__Objective__.
Where the word "React" occurs in a line, return that line.

__Raw data__.
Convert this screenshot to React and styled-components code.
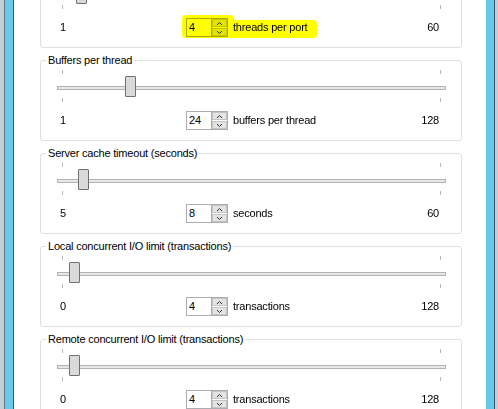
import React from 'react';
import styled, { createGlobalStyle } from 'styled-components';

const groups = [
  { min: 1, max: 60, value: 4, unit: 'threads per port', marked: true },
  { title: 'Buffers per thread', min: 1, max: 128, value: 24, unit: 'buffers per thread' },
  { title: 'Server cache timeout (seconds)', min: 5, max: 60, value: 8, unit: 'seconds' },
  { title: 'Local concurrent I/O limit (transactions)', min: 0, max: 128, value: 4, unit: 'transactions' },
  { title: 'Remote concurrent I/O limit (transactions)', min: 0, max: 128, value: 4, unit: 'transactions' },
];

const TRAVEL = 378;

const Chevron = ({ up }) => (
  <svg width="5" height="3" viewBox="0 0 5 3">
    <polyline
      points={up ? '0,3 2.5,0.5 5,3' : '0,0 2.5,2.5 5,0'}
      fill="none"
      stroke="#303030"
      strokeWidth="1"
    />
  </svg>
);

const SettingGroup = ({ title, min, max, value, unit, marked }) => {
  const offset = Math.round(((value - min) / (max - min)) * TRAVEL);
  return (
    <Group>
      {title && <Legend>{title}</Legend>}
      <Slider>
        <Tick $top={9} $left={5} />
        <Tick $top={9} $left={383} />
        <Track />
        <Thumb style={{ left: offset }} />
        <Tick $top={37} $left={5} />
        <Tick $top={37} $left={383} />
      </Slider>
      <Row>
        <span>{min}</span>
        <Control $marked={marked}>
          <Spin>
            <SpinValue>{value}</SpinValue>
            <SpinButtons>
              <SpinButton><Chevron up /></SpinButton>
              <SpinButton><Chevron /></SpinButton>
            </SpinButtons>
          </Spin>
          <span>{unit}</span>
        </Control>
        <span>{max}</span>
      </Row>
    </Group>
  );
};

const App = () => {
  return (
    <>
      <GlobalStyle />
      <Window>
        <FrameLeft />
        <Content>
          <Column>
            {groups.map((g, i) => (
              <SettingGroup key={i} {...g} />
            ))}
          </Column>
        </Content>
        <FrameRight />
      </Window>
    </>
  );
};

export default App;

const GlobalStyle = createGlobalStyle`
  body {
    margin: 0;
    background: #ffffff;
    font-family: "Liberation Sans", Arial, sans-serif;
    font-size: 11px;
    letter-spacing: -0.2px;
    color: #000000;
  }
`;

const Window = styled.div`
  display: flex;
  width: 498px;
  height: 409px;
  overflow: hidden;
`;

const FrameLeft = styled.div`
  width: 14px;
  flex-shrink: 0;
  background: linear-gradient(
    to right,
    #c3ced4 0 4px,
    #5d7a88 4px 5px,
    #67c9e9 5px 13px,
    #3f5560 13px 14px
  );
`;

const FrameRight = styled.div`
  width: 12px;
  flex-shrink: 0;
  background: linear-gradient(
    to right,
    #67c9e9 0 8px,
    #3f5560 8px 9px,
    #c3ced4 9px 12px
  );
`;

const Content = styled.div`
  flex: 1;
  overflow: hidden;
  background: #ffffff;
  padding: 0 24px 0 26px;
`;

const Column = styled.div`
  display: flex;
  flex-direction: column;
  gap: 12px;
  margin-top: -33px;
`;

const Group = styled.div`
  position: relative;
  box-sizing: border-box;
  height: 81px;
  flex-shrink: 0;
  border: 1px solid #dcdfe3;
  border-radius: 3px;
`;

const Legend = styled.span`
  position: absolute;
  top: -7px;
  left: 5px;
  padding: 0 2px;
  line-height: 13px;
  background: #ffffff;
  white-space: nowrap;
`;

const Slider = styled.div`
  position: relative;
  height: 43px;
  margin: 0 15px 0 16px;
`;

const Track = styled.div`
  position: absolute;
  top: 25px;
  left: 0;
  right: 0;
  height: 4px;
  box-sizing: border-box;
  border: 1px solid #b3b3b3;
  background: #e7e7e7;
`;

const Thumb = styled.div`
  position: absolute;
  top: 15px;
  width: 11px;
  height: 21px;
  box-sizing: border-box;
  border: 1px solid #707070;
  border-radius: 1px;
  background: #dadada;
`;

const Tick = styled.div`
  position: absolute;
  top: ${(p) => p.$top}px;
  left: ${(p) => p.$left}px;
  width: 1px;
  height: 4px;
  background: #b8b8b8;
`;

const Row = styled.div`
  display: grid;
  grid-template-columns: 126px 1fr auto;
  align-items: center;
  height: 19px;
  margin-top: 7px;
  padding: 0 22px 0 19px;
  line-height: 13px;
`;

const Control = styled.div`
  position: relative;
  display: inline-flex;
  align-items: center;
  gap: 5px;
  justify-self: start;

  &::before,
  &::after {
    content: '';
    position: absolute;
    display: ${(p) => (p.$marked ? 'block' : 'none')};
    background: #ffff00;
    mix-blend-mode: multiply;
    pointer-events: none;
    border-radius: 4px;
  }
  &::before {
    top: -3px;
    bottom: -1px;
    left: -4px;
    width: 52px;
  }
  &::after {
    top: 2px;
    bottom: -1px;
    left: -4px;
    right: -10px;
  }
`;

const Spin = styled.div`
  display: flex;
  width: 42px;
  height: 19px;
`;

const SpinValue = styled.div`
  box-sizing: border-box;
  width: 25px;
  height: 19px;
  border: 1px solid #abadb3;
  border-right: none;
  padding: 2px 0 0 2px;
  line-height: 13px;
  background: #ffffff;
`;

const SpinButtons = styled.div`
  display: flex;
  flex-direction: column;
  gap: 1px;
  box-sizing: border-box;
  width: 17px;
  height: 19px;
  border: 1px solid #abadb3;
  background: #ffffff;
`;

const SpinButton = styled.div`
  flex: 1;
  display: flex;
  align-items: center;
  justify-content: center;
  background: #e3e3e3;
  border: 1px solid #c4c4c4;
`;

__The answer__.
Convert this screenshot to React and styled-components code.
import React from 'react';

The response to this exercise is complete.